Here’s what that looks like in practice. At the moment Kolide is built for teams that use Slack. It’s possible to use Kolide without Slack, but you’d only be getting half its value, and therefore, we made Slack an ICP requirement.
We get asked from time to time if we plan to support Microsoft Teams, and the answer is: maybe someday. But right now we are still working on being the best solution for teams that use Slack. That doesn’t mean we’ll never expand to those platforms, it just means we’re not trying to be everything to everyone.
Remember, an ICP isn’t meant to be set in stone–it can evolve along with your company. But while you have one, stick to it with discipline and conviction.
I remember when we were defining our ICP at Kolide, some colleagues were concerned we were excluding a lot of the market. You’ll feel the same. It’s easy to look at who’s not in your ICP and worry you’re limiting yourself. And hey, you are.
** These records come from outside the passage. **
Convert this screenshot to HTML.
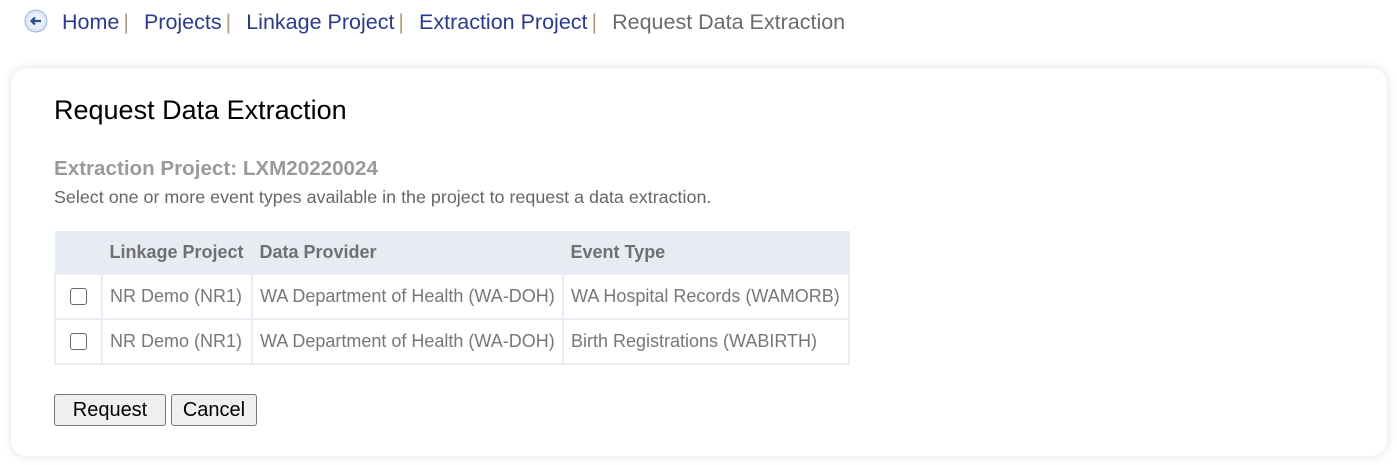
<!DOCTYPE html>
<html><head><style>
body{margin:0;background:#fff;font-family:"Liberation Sans",Arial,sans-serif;width:1397px;height:465px;overflow:hidden;position:relative}
.bc{position:absolute;left:24px;top:9px;font-size:21.5px;color:#2b3a8c;white-space:nowrap}
.bc span.sep{color:#b09a80;margin:0 15px 0 4px}
.bc .cur{color:#6b6b6b}
.icon{display:inline-block;vertical-align:-4px;margin-right:14px}
.card{position:absolute;left:11px;top:68px;width:1376px;height:388px;background:#fff;border-radius:16px;box-shadow:0 0 10px rgba(0,0,0,0.12)}
h1{position:absolute;left:43px;top:27px;margin:0;font-weight:normal;font-size:27px;color:#000}
.sub{position:absolute;left:43px;top:89px;font-weight:bold;font-size:20.6px;color:#9a9a9a}
.desc{position:absolute;left:43px;top:119px;font-size:17.9px;color:#666}
table{position:absolute;left:43px;top:163px;border-collapse:collapse;font-size:18px;color:#777;table-layout:fixed;width:794px}
th{background:#e7ecf3;height:41px;text-align:left;padding:0 7px;color:#707070;font-weight:bold;border:1px solid #e7ecf3;white-space:nowrap}
td{border:2px solid #e9edf3;height:43px;padding:0 7px;white-space:nowrap;overflow:visible}
.cb{width:15px;height:15px;border:1.5px solid #666;border-radius:3px;margin:0 auto}
button{position:absolute;top:326px;height:32px;font-family:inherit;font-size:20px;background:#f0f0f0;border:1px solid #777;border-radius:3px;color:#000;padding:0}
</style></head><body>
<div class="bc"><svg class="icon" width="24" height="24" viewBox="0 0 24 24"><circle cx="12" cy="12" r="11" fill="#dbe6f5" stroke="#9fb7de"/><circle cx="12" cy="12" r="8" fill="#eaf1fb"/><path d="M17 12H8M11 8.5L7.5 12 11 15.5" stroke="#2b4a8c" stroke-width="2.2" fill="none"/></svg>Home<span class="sep">|</span>Projects<span class="sep">|</span>Linkage Project<span class="sep">|</span>Extraction Project<span class="sep">|</span><span class="cur">Request Data Extraction</span></div>
<div class="card">
<h1>Request Data Extraction</h1>
<div class="sub">Extraction Project: LXM20220024</div>
<div class="desc">Select one or more event types available in the project to request a data extraction.</div>
<table>
<colgroup><col style="width:47px"><col style="width:150px"><col style="width:311px"><col style="width:286px"></colgroup>
<tr><th></th><th>Linkage Project</th><th>Data Provider</th><th>Event Type</th></tr>
<tr><td><div class="cb"></div></td><td>NR Demo (NR1)</td><td>WA Department of Health (WA-DOH)</td><td>WA Hospital Records (WAMORB)</td></tr>
<tr><td><div class="cb"></div></td><td>NR Demo (NR1)</td><td>WA Department of Health (WA-DOH)</td><td>Birth Registrations (WABIRTH)</td></tr>
</table>
<button style="left:43px;width:112px">Request</button>
<button style="left:160px;width:86px">Cancel</button>
</div>
</body></html>
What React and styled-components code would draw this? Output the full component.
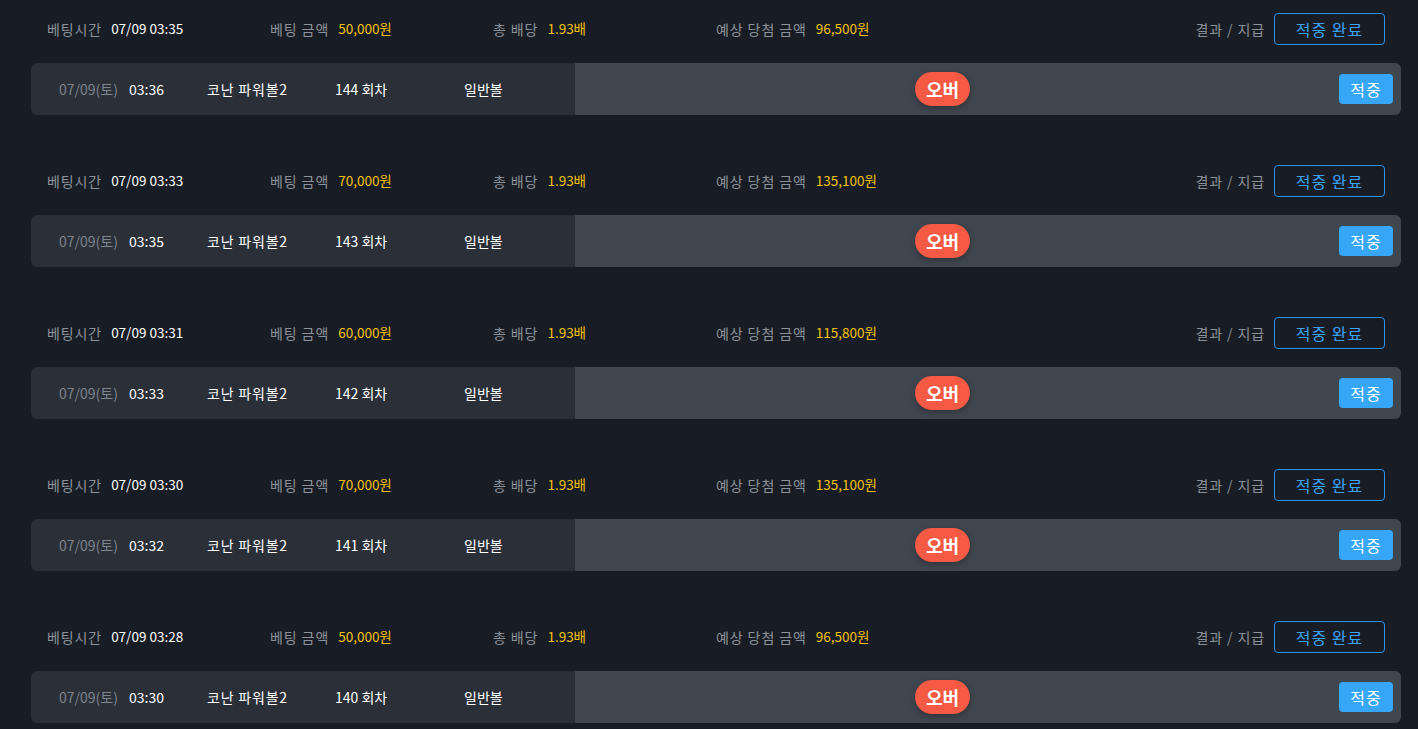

If you’ve done the ICP exercise correctly, most companies will not be in your ICP.
But that’s okay, because you’re trying to pursue prospects that you can be a great fit for now, as a startup. Being small, you’re probably in the best position to serve businesses that are also small. Not pursuing a customer that isn’t your ICP today doesn’t mean that they’ll never be your ICP. Your profiles will mirror your company in change and growth. You’ll grow your resources and in turn be able to address a larger market.
Every failed startup had a product they believed in. What they didn’t have was continued new customer growth. Yet all too often, I meet software startups who have a process to manage product development but no process of identifying the right prospects. That’s your job, sales hire. Define your ICP, stand proudly behind it and let them know you are tailor made for what they need.